[BEGIN Material supplied]

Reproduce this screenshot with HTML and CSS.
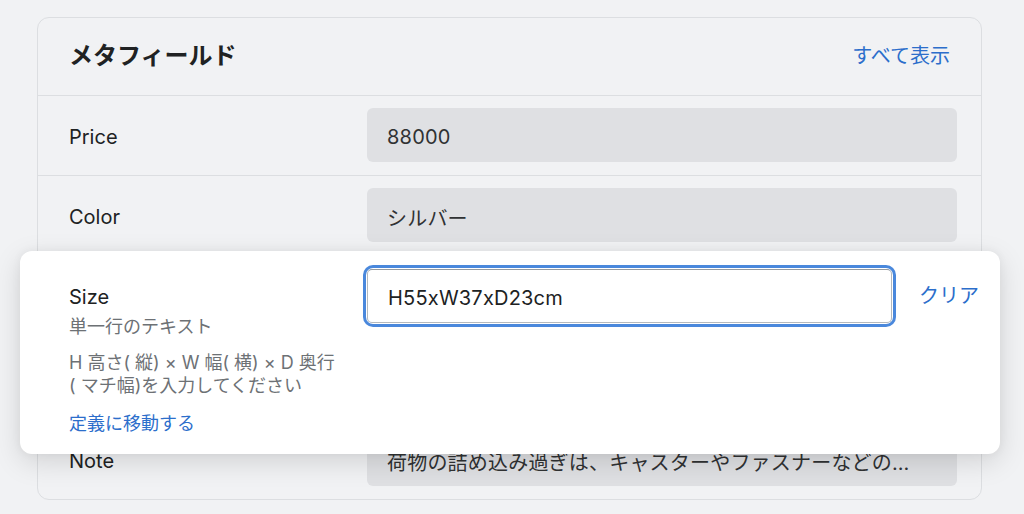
FILE: index.html
```html
<!DOCTYPE html>
<html lang="ja">
<head>
<meta charset="utf-8">
<title>メタフィールド</title>
<link rel="stylesheet" href="styles.css">
</head>
<body>
<section class="card">
  <header class="card-header">
    <h2 class="card-title">メタフィールド</h2>
    <a class="link" href="#">すべて表示</a>
  </header>
  <div class="row">
    <div class="row-label">Price</div>
    <input class="field field-disabled" type="text" value="88000" disabled>
  </div>
  <div class="row">
    <div class="row-label">Color</div>
    <input class="field field-disabled" type="text" value="シルバー" disabled>
  </div>
  <div class="editor">
    <div class="editor-info">
      <div class="editor-name">Size</div>
      <div class="editor-type">単一行のテキスト</div>
      <p class="editor-help">H 高さ( 縦) × W 幅( 横) × D 奥行 ( マチ幅)を入力してください</p>
      <a class="link link-small" href="#">定義に移動する</a>
    </div>
    <div class="focus-ring">
      <input class="field field-active" type="text" value="H55xW37xD23cm">
    </div>
    <a class="link editor-clear" href="#">クリア</a>
  </div>
  <div class="row row-last">
    <div class="row-label">Note</div>
    <input class="field field-disabled field-long" type="text" value="荷物の詰め込み過ぎは、キャスターやファスナーなどの破損の原因になります" disabled>
  </div>
</section>
</body>
</html>
```
FILE: styles.css
```css
* { box-sizing: border-box; }

html, body {
  margin: 0;
  padding: 0;
}

body {
  background: #f1f2f4;
  color: #202223;
  font-family: Inter, "Noto Sans CJK JP", sans-serif;
  width: 1024px;
  height: 514px;
  overflow: hidden;
}

.card {
  margin: 17px 0 0 37px;
  width: 945px;
  border: 1px solid #dcdee1;
  border-radius: 12px;
  background: #f1f2f4;
}

.card-header {
  height: 78px;
  padding: 0 31px 2px 31px;
  display: flex;
  align-items: center;
  justify-content: space-between;
  border-bottom: 1px solid #dcdee1;
}

.card-title {
  margin: 0 0 4px 0;
  font-family: "Noto Sans CJK JP", sans-serif;
  font-size: 24px;
  font-weight: 700;
  line-height: 30px;
  color: #202223;
}

.link {
  color: #2c6ecb;
  text-decoration: none;
  font-family: Inter, "Noto Sans CJK JP", sans-serif;
  font-size: 20px;
  line-height: 28px;
  white-space: nowrap;
}

.row {
  display: grid;
  grid-template-columns: 298px 1fr;
  align-items: center;
  padding: 12px 24px 13px 31px;
  border-bottom: 1px solid #dcdee1;
}

.row-last {
  border-bottom: none;
}

.row-label {
  padding-top: 4px;
  font-size: 20px;
  line-height: 28px;
  color: #202223;
}

.field {
  display: block;
  width: 100%;
  height: 54px;
  margin: 0;
  padding: 4px 20px 0 20px;
  font-family: Inter, "Noto Sans CJK JP", sans-serif;
  font-size: 20px;
  letter-spacing: 0.2px;
  color: #202223;
  outline: none;
}

.field-disabled {
  background: #dfe0e3;
  border: none;
  border-radius: 6px;
  opacity: 1;
  -webkit-text-fill-color: #303233;
  text-overflow: ellipsis;
}

.field-long {
  padding-right: 34px;
}

.editor {
  position: relative;
  z-index: 2;
  margin: -5px -19px -34px -18px;
  padding: 18px 20px 18px 49px;
  background: #ffffff;
  border-radius: 12px;
  box-shadow: 0 8px 28px rgba(0, 0, 0, 0.13), 0 0 10px rgba(0, 0, 0, 0.05);
  display: grid;
  grid-template-columns: 271px 525px auto;
  column-gap: 27px;
  align-items: start;
}

.editor-info {
  padding-top: 15px;
}

.editor-name {
  font-size: 20px;
  line-height: 26px;
  color: #202223;
}

.editor-type {
  margin-top: 5px;
  font-size: 18px;
  line-height: 24px;
  color: #6d7175;
}

.editor-help {
  margin: 12px 0 0 0;
  width: 276px;
  font-size: 18px;
  line-height: 23px;
  color: #6d7175;
}

.link-small {
  display: inline-block;
  margin-top: 15px;
  font-size: 18px;
  line-height: 24px;
}

.focus-ring {
  position: relative;
  border-radius: 6px;
  box-shadow: 0 0 0 1px #ffffff, 0 0 0 4px #4a88dc;
}

.field-active {
  background: #ffffff;
  border: 1px solid #b5b9bd;
  border-top-color: #959a9f;
  border-radius: 5px;
}

.editor-clear {
  padding-top: 13px;
  padding-left: 0;
}
```
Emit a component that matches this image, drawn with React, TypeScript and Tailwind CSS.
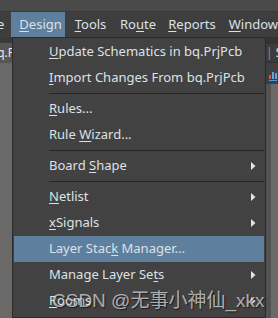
import React from "react";

type Item =
  | { kind: "item"; pre: string; key: string; post: string; sub?: boolean; active?: boolean }
  | { kind: "sep" };

const items: Item[] = [
  { kind: "item", pre: "", key: "U", post: "pdate Schematics in bq.PrjPcb" },
  { kind: "item", pre: "", key: "I", post: "mport Changes From bq.PrjPcb" },
  { kind: "sep" },
  { kind: "item", pre: "", key: "R", post: "ules..." },
  { kind: "item", pre: "Rule ", key: "W", post: "izard..." },
  { kind: "sep" },
  { kind: "item", pre: "Board ", key: "S", post: "hape", sub: true },
  { kind: "sep" },
  { kind: "item", pre: "", key: "N", post: "etlist", sub: true },
  { kind: "item", pre: "", key: "x", post: "Signals", sub: true },
  { kind: "item", pre: "Layer Stac", key: "k", post: " Manager...", active: true },
  { kind: "item", pre: "Manage Layer Se", key: "t", post: "s", sub: true },
  { kind: "item", pre: "", key: "R", post: "ooms", sub: true },
];

function Label({ pre, k, post }: { pre: string; k: string; post: string }) {
  return (
    <span className="whitespace-nowrap">
      {pre}
      <span className="underline underline-offset-2 decoration-1">{k}</span>
      {post}
    </span>
  );
}

function Arrow() {
  return (
    <svg width="5" height="8" viewBox="0 0 5 8" className="absolute right-[8px] top-[9px]">
      <path d="M0 0 L4.5 4 L0 8 Z" fill="#e4e4e4" />
    </svg>
  );
}

export default function App() {
  const font = { fontFamily: '"Noto Sans", "Open Sans", sans-serif' };
  return (
    <div
      className="w-[278px] h-[318px] overflow-hidden bg-[#6b6868] flex flex-col text-[#dde1e6] relative"
      style={font}
    >
      {/* title strip */}
      <div className="h-[12px] bg-[#4a4a4a] border-b border-[#383838] shrink-0" />

      {/* menu bar */}
      <div className="h-[25px] bg-[#3e3e3e] flex items-center text-[13px] shrink-0">
        <div className="w-[12px] overflow-hidden flex justify-end">
          <span className="whitespace-nowrap pr-[7px]">Place</span>
        </div>
        <div className="h-full bg-[#5f7f9e] w-[56px] flex items-center pl-[8px]">
          <Label pre="" k="D" post="esign" />
        </div>
        <div className="ml-[10px] w-[48px]">
          <Label pre="" k="T" post="ools" />
        </div>
        <div className="w-[51px]">
          <Label pre="Ro" k="u" post="te" />
        </div>
        <div className="w-[64px]">
          <Label pre="" k="R" post="eports" />
        </div>
        <div>
          <Label pre="" k="W" post="indow" />
        </div>
      </div>

      <div className="flex flex-1 min-h-0">
        {/* left document tab strip */}
        <div className="w-[12px] flex flex-col shrink-0">
          <div className="h-[6px] bg-[#3a3a3a]" />
          <div className="h-[20px] bg-[#575555] overflow-hidden flex justify-end items-center text-[12px] text-[#e8e8e8]">
            <span className="whitespace-nowrap -mr-[3px]">bq.P</span>
          </div>
          <div className="flex-1 bg-[#6b6868]" />
        </div>

        {/* dropdown */}
        <div className="w-[254px] shrink-0 bg-[#424242] border border-[#2a2a2a] p-px text-[13px]">
          {items.map((it, i) =>
            it.kind === "sep" ? (
              <div key={i} className="h-[5px] pl-[35px] pt-[2px]">
                <div className="h-px bg-[#262626]" />
              </div>
            ) : (
              <div
                key={i}
                className={`relative h-[26px] flex items-center pl-[35px] ${it.active ? "bg-[#5f7f9e]" : ""}`}
              >
                <Label pre={it.pre} k={it.key} post={it.post} />
                {it.sub && <Arrow />}
              </div>
            )
          )}
        </div>

        {/* right edge panel */}
        <div className="w-[12px] flex flex-col shrink-0">
          <div className="h-[7px] bg-[#333333]" />
          <div className="h-[18px] bg-[#3c3c3c] flex items-center text-[12px] whitespace-nowrap overflow-hidden">
            <span className="text-[#888] mr-[3px]">|</span>
            <span>S</span>
          </div>
          <div className="h-[22px] bg-[#3f3f3f] flex items-end pb-[3px] pl-[3px] border-t border-[#2f2f2f]">
            <div className="flex items-end gap-px border-b border-[#4d9be0] pb-px">
              <div className="w-[2px] h-[4px] bg-[#d9534f]" />
              <div className="w-[2px] h-[7px] bg-[#5aa7e6]" />
              <div className="w-[2px] h-[6px] bg-[#5aa7e6]" />
            </div>
          </div>
          <div className="flex-1 flex">
            <div className="w-[5px] bg-[#535252]" />
            <div className="flex-1 bg-[#6c6969]" />
          </div>
        </div>
      </div>

      {/* watermark */}
      <div
        className="absolute left-[52px] top-[287px] text-[19px] text-[#e6e6e6]/70 whitespace-nowrap"
        style={{ fontFamily: '"Liberation Sans", "Noto Sans CJK SC", sans-serif', textShadow: "1px 1px 1px rgba(0,0,0,0.6)" }}
      >
        CSDN @无事小神仙_xkx
      </div>
    </div>
  );
}
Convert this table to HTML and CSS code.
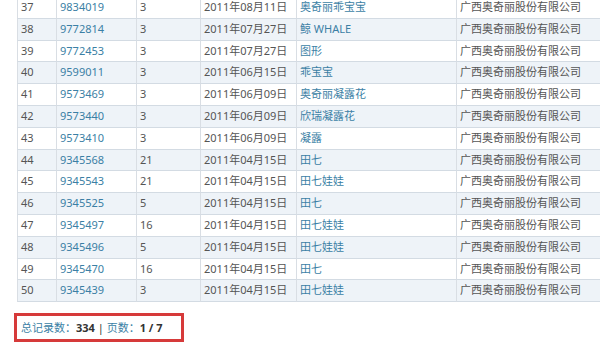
FILE: index.html
```html
<!DOCTYPE html>
<html lang="zh-CN">
<head>
<meta charset="utf-8">
<title>商标列表</title>
<link rel="stylesheet" href="styles.css">
</head>
<body>
<div class="page">
  <table class="grid">
    <colgroup>
      <col class="c-no"><col class="c-reg"><col class="c-cls"><col class="c-date"><col class="c-name"><col class="c-owner">
    </colgroup>
    <tbody>
      <tr><td class="first">37</td><td><a>9834019</a></td><td>3</td><td>2011年08月11日</td><td><a>奥奇丽乖宝宝</a></td><td>广西奥奇丽股份有限公司</td></tr>
      <tr class="alt"><td class="first">38</td><td><a>9772814</a></td><td>3</td><td>2011年07月27日</td><td><a>鲸 WHALE</a></td><td>广西奥奇丽股份有限公司</td></tr>
      <tr><td class="first">39</td><td><a>9772453</a></td><td>3</td><td>2011年07月27日</td><td><a>图形</a></td><td>广西奥奇丽股份有限公司</td></tr>
      <tr class="alt"><td class="first">40</td><td><a>9599011</a></td><td>3</td><td>2011年06月15日</td><td><a>乖宝宝</a></td><td>广西奥奇丽股份有限公司</td></tr>
      <tr><td class="first">41</td><td><a>9573469</a></td><td>3</td><td>2011年06月09日</td><td><a>奥奇丽凝露花</a></td><td>广西奥奇丽股份有限公司</td></tr>
      <tr class="alt"><td class="first">42</td><td><a>9573440</a></td><td>3</td><td>2011年06月09日</td><td><a>欣瑞凝露花</a></td><td>广西奥奇丽股份有限公司</td></tr>
      <tr><td class="first">43</td><td><a>9573410</a></td><td>3</td><td>2011年06月09日</td><td><a>凝露</a></td><td>广西奥奇丽股份有限公司</td></tr>
      <tr class="alt"><td class="first">44</td><td><a>9345568</a></td><td>21</td><td>2011年04月15日</td><td><a>田七</a></td><td>广西奥奇丽股份有限公司</td></tr>
      <tr><td class="first">45</td><td><a>9345543</a></td><td>21</td><td>2011年04月15日</td><td><a>田七娃娃</a></td><td>广西奥奇丽股份有限公司</td></tr>
      <tr class="alt"><td class="first">46</td><td><a>9345525</a></td><td>5</td><td>2011年04月15日</td><td><a>田七</a></td><td>广西奥奇丽股份有限公司</td></tr>
      <tr><td class="first">47</td><td><a>9345497</a></td><td>16</td><td>2011年04月15日</td><td><a>田七娃娃</a></td><td>广西奥奇丽股份有限公司</td></tr>
      <tr class="alt"><td class="first">48</td><td><a>9345496</a></td><td>5</td><td>2011年04月15日</td><td><a>田七娃娃</a></td><td>广西奥奇丽股份有限公司</td></tr>
      <tr><td class="first">49</td><td><a>9345470</a></td><td>16</td><td>2011年04月15日</td><td><a>田七</a></td><td>广西奥奇丽股份有限公司</td></tr>
      <tr class="alt"><td class="first">50</td><td><a>9345439</a></td><td>3</td><td>2011年04月15日</td><td><a>田七娃娃</a></td><td>广西奥奇丽股份有限公司</td></tr>
    </tbody>
  </table>
  <div class="pager">
    <span class="lbl">总记录数：</span><b>334</b> | <span class="lbl">页数：</span><b>1 / 7</b>
  </div>
</div>
</body>
</html>
```
FILE: styles.css
```css
html, body {
  margin: 0;
  padding: 0;
  background: #ffffff;
  overflow: hidden;
}
body {
  font-family: "Noto Sans", "Noto Sans CJK SC", sans-serif;
  font-size: 11px;
  color: #555555;
}
.page {
  width: 600px;
  height: 347px;
  padding-left: 17px;
  box-sizing: border-box;
  overflow: hidden;
}
.grid {
  table-layout: fixed;
  border-collapse: separate;
  border-spacing: 0;
  width: 620px;
  margin-top: -3px;
}
.c-no { width: 40px; }
.c-reg { width: 80px; }
.c-cls { width: 64px; }
.c-date { width: 96px; }
.c-name { width: 160px; }
.c-owner { width: 180px; }
.grid td {
  box-sizing: border-box;
  height: 21.8px;
  padding: 0 0 0 3px;
  line-height: 20.8px;
  border-right: 1px solid #d9dee4;
  border-bottom: 1px solid #d3dbe3;
  white-space: nowrap;
  overflow: hidden;
  vertical-align: middle;
}
.grid td.first {
  border-left: 1px solid #d9dee4;
}
.grid tr.alt td {
  background: #eef3f8;
}
.grid a {
  color: #3b7fa5;
  text-decoration: none;
}
.pager {
  margin-top: 11px;
  margin-left: -3px;
  width: 170px;
  height: 29px;
  box-sizing: border-box;
  border: 3px solid #d63a3a;
  padding-left: 4px;
  line-height: 23px;
  font-size: 11px;
  color: #333333;
}
.pager .lbl {
  color: #3b7fa5;
}
.pager b {
  font-weight: bold;
  color: #333333;
}
```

[END Material supplied]

Look for lines containing the string "with" and copy them all.

_Result of this task_
Reproduce this screenshot with HTML and CSS.
Emit a component that matches this image, drawn with React, TypeScript and Tailwind CSS.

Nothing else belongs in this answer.